§ **Exercise details**:
Write the data out again exactly, dropping any images it holds.

§ **Dataset section**:
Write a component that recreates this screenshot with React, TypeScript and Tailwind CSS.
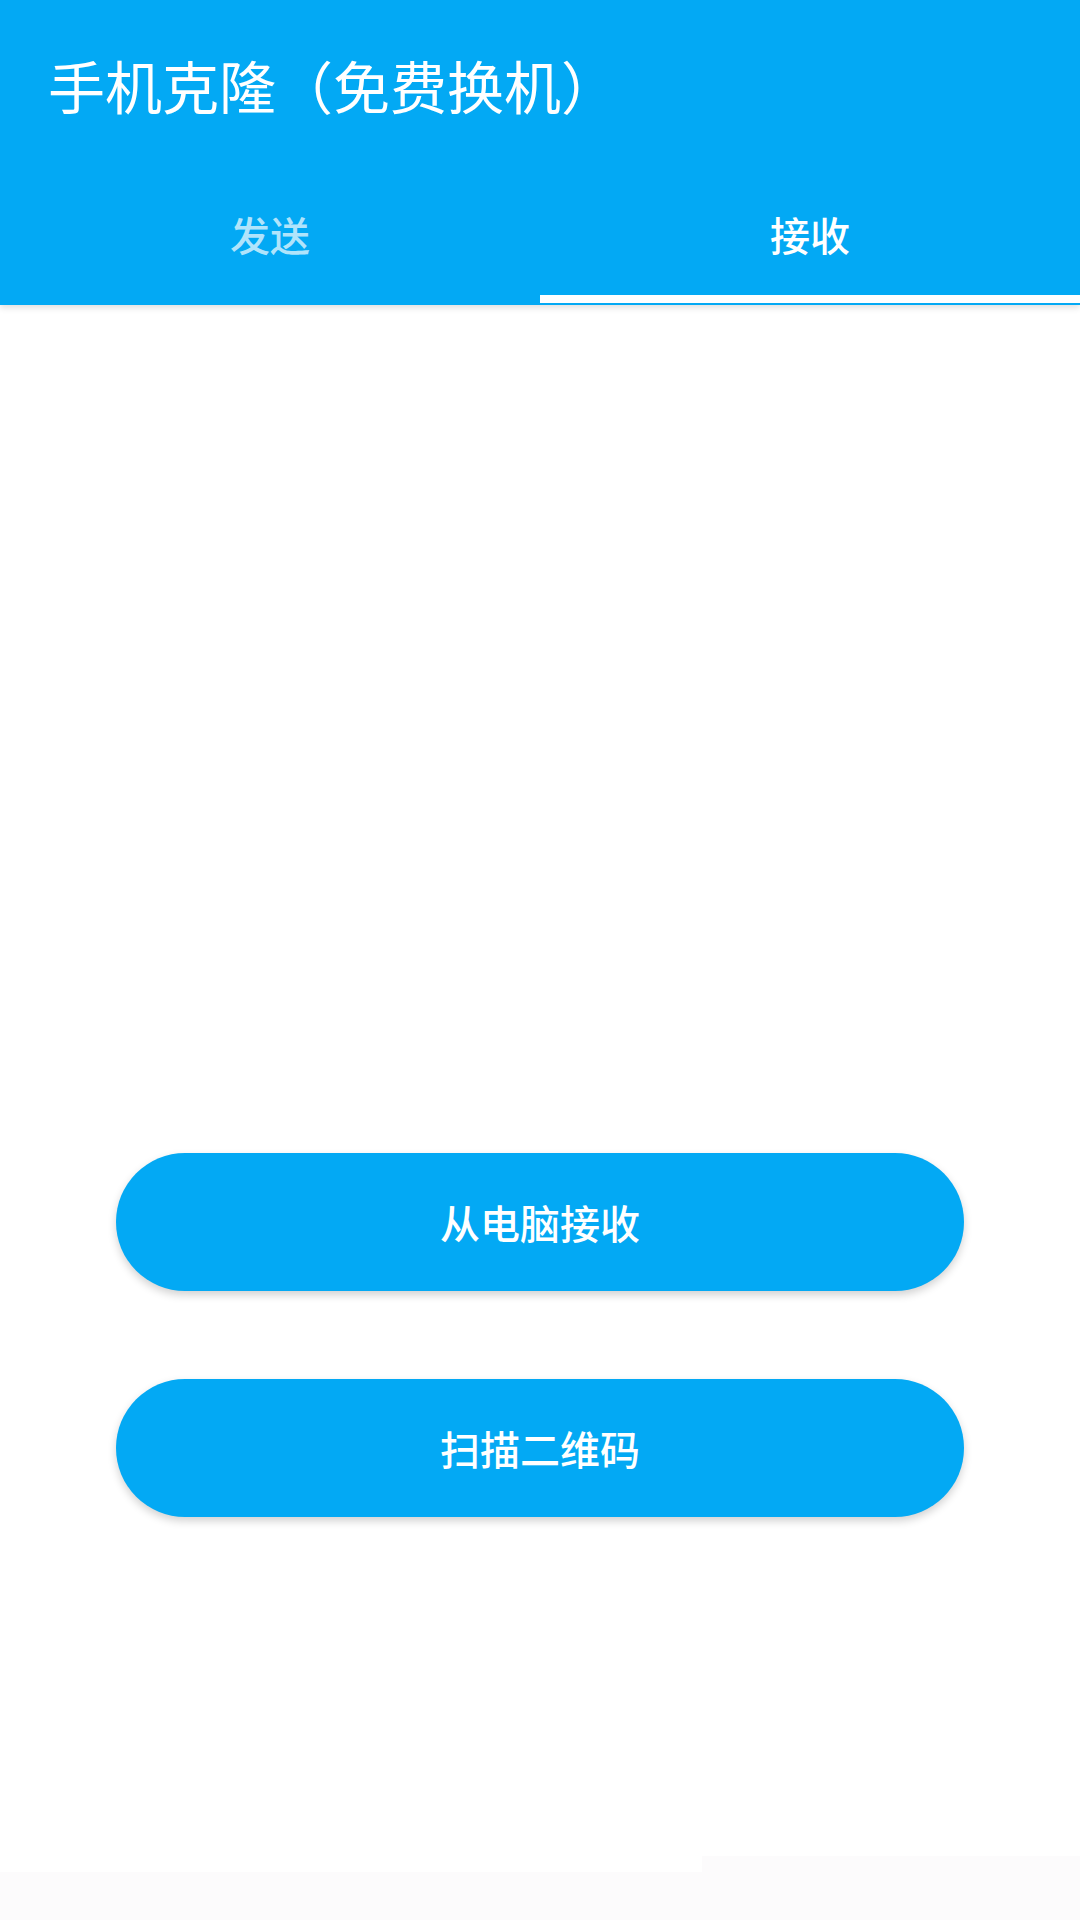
/**
 * Phone clone screen – receive tab
 * Two big rounded actions under a blue app bar with tabs
 */

const FONT = "font-['Noto_Sans_CJK_SC','Noto_Sans',sans-serif]"

function TabBar({ active }: { active: number }) {
  const tabs = ['发送', '接收']
  return (
    <div className="flex h-[133px]">
      {tabs.map((label, i) => (
        <div key={label} className="flex-1 flex flex-col">
          <div
            className={
              i === active
                ? 'flex-1 flex items-center justify-center pt-[3px] text-[40px] font-medium text-white'
                : 'flex-1 flex items-center justify-center pt-[3px] text-[40px] font-medium text-white/70'
            }
          >
            {label}
          </div>
          <div className={i === active ? 'h-[8px] bg-white' : 'h-[8px]'} />
        </div>
      ))}
    </div>
  )
}

function ActionButton({ label }: { label: string }) {
  return (
    <button className="w-full h-[138px] rounded-full bg-[#03A9F4] text-white text-[40px] font-medium shadow-[0_4px_8px_rgba(0,0,0,0.18)]">
      {label}
    </button>
  )
}

export default function App() {
  return (
    <div className={`w-[1080px] h-[1920px] flex flex-col bg-white ${FONT}`}>
      <header className="h-[305px] bg-[#03A9F4] flex flex-col shadow-[0_3px_6px_rgba(0,0,0,0.12)] z-10">
        <div className="h-[170px] flex items-center pl-[48px] text-[57px] font-normal text-white">
          手机克隆（免费换机）
        </div>
        <TabBar active={1} />
      </header>

      <main className="flex-1 flex flex-col px-[116px] pt-[848px] gap-[88px]">
        <ActionButton label="从电脑接收" />
        <ActionButton label="扫描二维码" />
      </main>

      <div className="flex h-[16px]">
        <div className="flex-1" />
        <div className="w-[378px] bg-[#fcfbfc]" />
      </div>
      <div className="h-[48px] bg-[#fcfbfc]" />
    </div>
  )
}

§ **Expected output**:
Write a component that recreates this screenshot with React, TypeScript and Tailwind CSS.
/**
 * Phone clone screen – receive tab
 * Two big rounded actions under a blue app bar with tabs
 */

const FONT = "font-['Noto_Sans_CJK_SC','Noto_Sans',sans-serif]"

function TabBar({ active }: { active: number }) {
  const tabs = ['发送', '接收']
  return (
    <div className="flex h-[133px]">
      {tabs.map((label, i) => (
        <div key={label} className="flex-1 flex flex-col">
          <div
            className={
              i === active
                ? 'flex-1 flex items-center justify-center pt-[3px] text-[40px] font-medium text-white'
                : 'flex-1 flex items-center justify-center pt-[3px] text-[40px] font-medium text-white/70'
            }
          >
            {label}
          </div>
          <div className={i === active ? 'h-[8px] bg-white' : 'h-[8px]'} />
        </div>
      ))}
    </div>
  )
}

function ActionButton({ label }: { label: string }) {
  return (
    <button className="w-full h-[138px] rounded-full bg-[#03A9F4] text-white text-[40px] font-medium shadow-[0_4px_8px_rgba(0,0,0,0.18)]">
      {label}
    </button>
  )
}

export default function App() {
  return (
    <div className={`w-[1080px] h-[1920px] flex flex-col bg-white ${FONT}`}>
      <header className="h-[305px] bg-[#03A9F4] flex flex-col shadow-[0_3px_6px_rgba(0,0,0,0.12)] z-10">
        <div className="h-[170px] flex items-center pl-[48px] text-[57px] font-normal text-white">
          手机克隆（免费换机）
        </div>
        <TabBar active={1} />
      </header>

      <main className="flex-1 flex flex-col px-[116px] pt-[848px] gap-[88px]">
        <ActionButton label="从电脑接收" />
        <ActionButton label="扫描二维码" />
      </main>

      <div className="flex h-[16px]">
        <div className="flex-1" />
        <div className="w-[378px] bg-[#fcfbfc]" />
      </div>
      <div className="h-[48px] bg-[#fcfbfc]" />
    </div>
  )
}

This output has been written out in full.